Similarly 'hbase.thrift.http.allow.options.method' is added HBase 1.5, 2.1.0 and 3.0.0 versions. It is disabled by default.
---
* [HBASE-20327](https://issues.apache.org/jira/browse/HBASE-20327) | *Minor* | **When qualifier is not specified, append and incr operation do not work (shell)**
This change will enable users to perform append and increment operation with null qualifier via hbase-shell.
When attempting to clone a snapshot but using a namespace that does not exist, the HBase shell will now correctly report the exception as caused by the passed namespace. Previously, the shell would report that the problem was an unknown namespace but it would claim the user provided table name was not found as a namespace. Both before and after this change the shell properly used the passed namespace to attempt to handle the request.
When configured to do thrift-over-http, the HBase Thrift API Server no longer accepts the HTTP methods TRACE nor OPTIONS.
---
* [HBASE-20046](https://issues.apache.org/jira/browse/HBASE-20046) | *Major* | **Reconsider the implementation for serial replication**
Now in replication we can make sure the order of pushing logs is same as the order of requests from client. Set the serial flag to true for a replication peer to enable this feature.
---
* [HBASE-20159](https://issues.apache.org/jira/browse/HBASE-20159) | *Major* | **Support using separate ZK quorums for client**
After HBASE-20159 we allow client to use different ZK quorums by introducing three new properties: hbase.client.zookeeper.quorum and hbase.client.zookeeper.property.clientPort to specify client zookeeper properties (note that the combination of these two properties should be different from the server ZK quorums), and hbase.client.zookeeper.observer.mode to indicate whether the client ZK nodes are in observer mode (false by default)
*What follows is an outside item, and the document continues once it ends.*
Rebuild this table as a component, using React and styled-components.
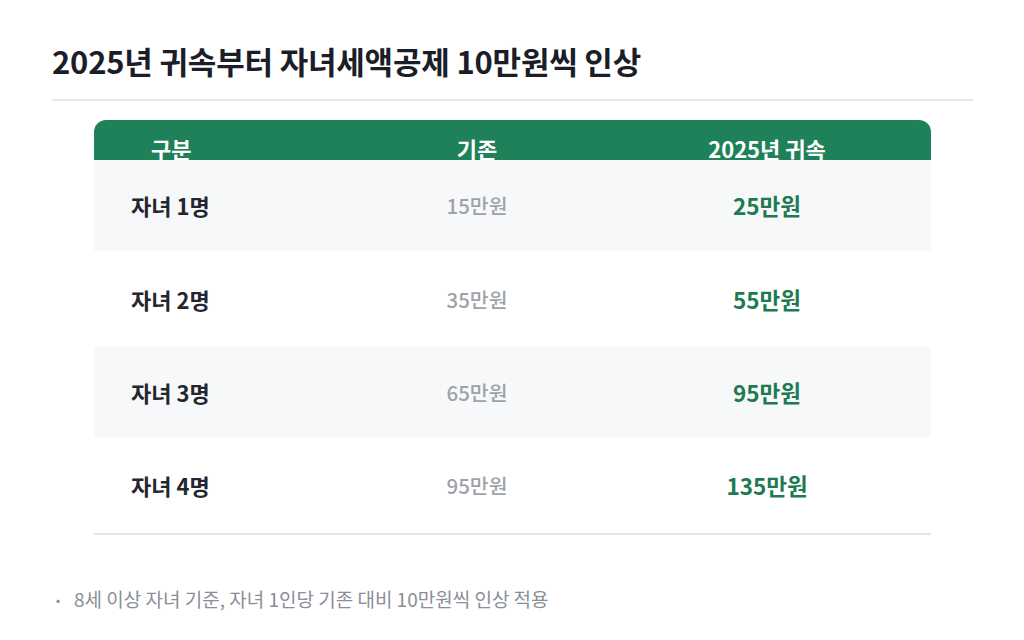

HConstants.DEFAULT\_ZOOKEPER\_CLIENT\_PORT has been removed in HBase 3.0 and replaced by the correctly spelled DEFAULT\_ZOOKEEPER\_CLIENT\_PORT.
---
* [HBASE-20242](https://issues.apache.org/jira/browse/HBASE-20242) | *Major* | **The open sequence number will grow if we fail to open a region after writing the max sequence id file**
Now when opening a region, we will store the current max sequence id of the region to its max sequence id file instead of the 'next sequence id'. This could avoid the sequence id bumping when we fail to open a region, and also align to the behavior when we close a region.
The default durability setting for the synchronous WAL is Durability.SYNC\_WAL, which triggers HDFS hflush() to flush edits to the datanodes. We also support Durability.FSYNC\_WAL, which instead triggers HDFS hsync() to flush \_and\_ fsync edits. This change introduces the new configuration setting "hbase.wal.hsync", defaulting to FALSE, that if set to TRUE changes the default durability setting for the synchronous WAL to FSYNC\_WAL.
---
* [HBASE-19389](https://issues.apache.org/jira/browse/HBASE-19389) | *Critical* | **Limit concurrency of put with dense (hundreds) columns to prevent write handler exhausted**
After HBASE-19389 we introduced a RegionServer self-protection mechanism to prevent write handler getting exhausted by high concurrency put with dense columns, mainly through two new properties: hbase.region.store.parallel.put.limit.min.column.count to decide what kind of put (with how many columns within a single column family) to limit (100 by default) and hbase.region.store.parallel.put.limit to limit the concurrency (10 by default). There's another property for advanced user and please check source and javadoc of StoreHotnessProtector for more details.
* [HBASE-20148](https://issues.apache.org/jira/browse/HBASE-20148) | *Major* | **Make serial replication as a option for a peer instead of a table**
A new method setSerial has been added to the interface ReplicationPeerConfigBuilder which is marked as IA.Public. This interface is not supposed to be implemented by client code, but if you do, this will be an incompatible change as you need to add this method to your implementation too.
* [HBASE-19397](https://issues.apache.org/jira/browse/HBASE-19397) | *Major* | **Design procedures for ReplicationManager to notify peer change event from master**
Introduce 5 procedures to do peer modifications:
AddPeerProcedure
RemovePeerProcedure
UpdatePeerConfigProcedure
EnablePeerProcedure
DisablePeerProcedure
The procedures are all executed with the following stage:
1. Call pre CP hook, if an exception is thrown then give up
2. Check whether the operation is valid, if not then give up
3. Update peer storage. Notice that if we have entered this stage, then we can not rollback any more.
4. Schedule sub procedures to refresh the peer config on every RS.
5. Do post cleanup if any.
6. Call post CP hook. The exception thrown will be ignored since we have already done the work.
The procedure will hold an exclusive lock on the peer id, so now there is no concurrent modifications on a single peer.
And now it is guaranteed that once the procedure is done, the peer modification has already taken effect on all RSes.
Abstracte a storage layer for replication peer/queue manangement, and refactored the upper layer to remove zk related naming/code/comment.
Add pre/postExecuteProcedures CP hooks to RegionServerObserver, and add permission check for executeProcedures method which requires the caller to be system user or super user.
On rolling upgrade: just do not do any replication peer modifications during the rolling upgrading. There is no pb/layout changes on the peer/queue storage on zk.